** Start Stored data **
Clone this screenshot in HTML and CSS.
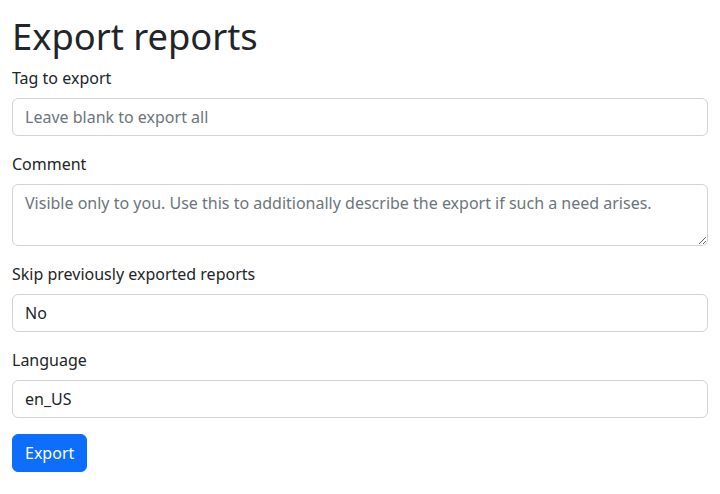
FILE: index.html
```html
<!DOCTYPE html>
<html lang="en">
<head>
<meta charset="utf-8">
<title>Export reports</title>
<link rel="stylesheet" href="styles.css">
</head>
<body>
<div class="container">
  <h1 class="title">Export reports</h1>
  <form class="form">
    <div class="group">
      <label class="label" for="tag">Tag to export</label>
      <input class="control" id="tag" type="text" placeholder="Leave blank to export all">
    </div>
    <div class="group">
      <label class="label" for="comment">Comment</label>
      <textarea class="control area" id="comment" rows="2" placeholder="Visible only to you. Use this to additionally describe the export if such a need arises."></textarea>
    </div>
    <div class="group">
      <label class="label" for="skip">Skip previously exported reports</label>
      <select class="control select" id="skip"><option>No</option><option>Yes</option></select>
    </div>
    <div class="group">
      <label class="label" for="lang">Language</label>
      <select class="control select" id="lang"><option>en_US</option></select>
    </div>
    <button class="btn" type="button">Export</button>
  </form>
</div>
</body>
</html>
```

FILE: styles.css
```css
* { box-sizing: border-box; }
html, body { margin: 0; padding: 0; background: #fff; }
body {
  font-family: "Noto Sans", "Liberation Sans", sans-serif;
  font-size: 16px;
  line-height: 1.5;
  color: #212529;
}
.container { padding: 0 12px; }
.title {
  margin: 0 0 8px;
  padding-top: 14.6px;
  font-size: 36.3px;
  font-weight: 400;
  line-height: 1.2;
}
.form { margin: 0; }
.group { margin-bottom: 16px; }
.label { display: inline-block; margin-bottom: 8px; }
.control {
  display: block;
  width: 100%;
  height: 38px;
  padding: 6px 12px;
  font-family: inherit;
  font-size: 16px;
  line-height: 1.5;
  color: #212529;
  background: #fff;
  border: 1px solid #ced4da;
  border-radius: 6px;
  margin: 0;
}
.control::placeholder { color: #6c757d; opacity: 1; }
.area { height: 62px; resize: vertical; }
.select { appearance: none; -webkit-appearance: none; }
.btn {
  display: inline-block;
  height: 38px;
  padding: 6px 12px;
  font-family: inherit;
  font-size: 16px;
  line-height: 1.5;
  color: #fff;
  background: #0d6efd;
  border: 1px solid #0d6efd;
  border-radius: 6px;
}
```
** End Stored data **
What this task involves> Output the data exactly. Pictures don't belong in the result.

Problem solution>
Clone this screenshot in HTML and CSS.
FILE: index.html
```html
<!DOCTYPE html>
<html lang="en">
<head>
<meta charset="utf-8">
<title>Export reports</title>
<link rel="stylesheet" href="styles.css">
</head>
<body>
<div class="container">
  <h1 class="title">Export reports</h1>
  <form class="form">
    <div class="group">
      <label class="label" for="tag">Tag to export</label>
      <input class="control" id="tag" type="text" placeholder="Leave blank to export all">
    </div>
    <div class="group">
      <label class="label" for="comment">Comment</label>
      <textarea class="control area" id="comment" rows="2" placeholder="Visible only to you. Use this to additionally describe the export if such a need arises."></textarea>
    </div>
    <div class="group">
      <label class="label" for="skip">Skip previously exported reports</label>
      <select class="control select" id="skip"><option>No</option><option>Yes</option></select>
    </div>
    <div class="group">
      <label class="label" for="lang">Language</label>
      <select class="control select" id="lang"><option>en_US</option></select>
    </div>
    <button class="btn" type="button">Export</button>
  </form>
</div>
</body>
</html>
```

FILE: styles.css
```css
* { box-sizing: border-box; }
html, body { margin: 0; padding: 0; background: #fff; }
body {
  font-family: "Noto Sans", "Liberation Sans", sans-serif;
  font-size: 16px;
  line-height: 1.5;
  color: #212529;
}
.container { padding: 0 12px; }
.title {
  margin: 0 0 8px;
  padding-top: 14.6px;
  font-size: 36.3px;
  font-weight: 400;
  line-height: 1.2;
}
.form { margin: 0; }
.group { margin-bottom: 16px; }
.label { display: inline-block; margin-bottom: 8px; }
.control {
  display: block;
  width: 100%;
  height: 38px;
  padding: 6px 12px;
  font-family: inherit;
  font-size: 16px;
  line-height: 1.5;
  color: #212529;
  background: #fff;
  border: 1px solid #ced4da;
  border-radius: 6px;
  margin: 0;
}
.control::placeholder { color: #6c757d; opacity: 1; }
.area { height: 62px; resize: vertical; }
.select { appearance: none; -webkit-appearance: none; }
.btn {
  display: inline-block;
  height: 38px;
  padding: 6px 12px;
  font-family: inherit;
  font-size: 16px;
  line-height: 1.5;
  color: #fff;
  background: #0d6efd;
  border: 1px solid #0d6efd;
  border-radius: 6px;
}
```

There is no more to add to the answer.